Hello everyone. My name is Adrian Casas. I'm a violinist and conductor from Regina, Canada, and we are here today to talk about what skills you need to become a conductor.

Maybe you're a beginner contractor. Maybe this is your first year as a school teacher and you have to conduct a school band, or maybe the students in your studio created an ensemble and now you have to step in and be a conductor. Or maybe you're just curious about conducting in general and you're just wondering what skills do you need to become a conductor.

Over my 15 years of experience as a conductor, I detected three key elements that I think are important to start conducting. First of all, celebrate your musicianship. If you're interested about conducting, you're probably already a good musician or you're in the path of becoming a good musician. One of the skills that you can bring out of your musicianship is sight reading and a ear training. The goal for you is to be able to read that score and create an idea in your head of how the music is going to sound before you step into the podium. So start practicing your intervals and start practicing your dictation to the point that you are comfortable humming or singing the score without the help of a keyboard or your own instrument.

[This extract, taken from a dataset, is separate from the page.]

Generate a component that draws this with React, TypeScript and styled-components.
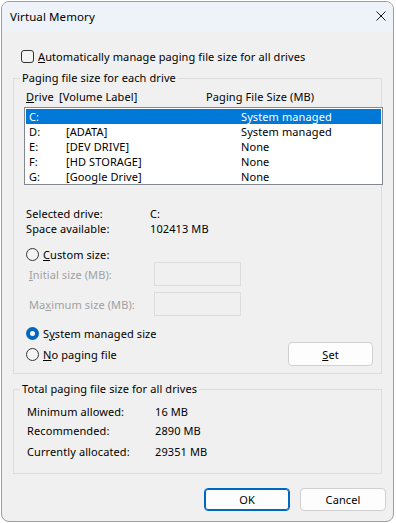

Another skill that you can bring out of your musicianship is your analysis skills. You have to be able to see the score and understand the overall structure of the piece. For example, you have to detect where the climax of the piece is and how the conductor is leading you to that climax. You also have to detect the different elements of the structure of the piece, like the introduction or the different themes or the secondary theme, and how they are related to each other harmonically. Maybe also understand the voice leading of the harmony and how the different instruments are assigned to the different voices in the harmony.

One more way to celebrate your musicianship is to know the instruments that you are working with. Different instruments have different technical requirements. For example, a flute, a violin and a trumpet will be able to give you a staccato or an accent, but the way they approach the articulation is different from one instrument to another, so it will be a good idea for you to explore how those instruments approach the different challenges so that you understand the musicians and their challenges as well.

Now, it's a good idea for you to feel comfortable with the transpository instruments as well. For example, the B-flat clarinet or the French horn are written in a different key that the sound that they are producing with their concert pitch. Now, does that mean that you have to be really good at playing each of the instruments that you have in front of you? Probably not, but at least try to play a little bit of them so that you understand what the musician is dealing with, and that you are able to speak the same language that the musician that you are working with.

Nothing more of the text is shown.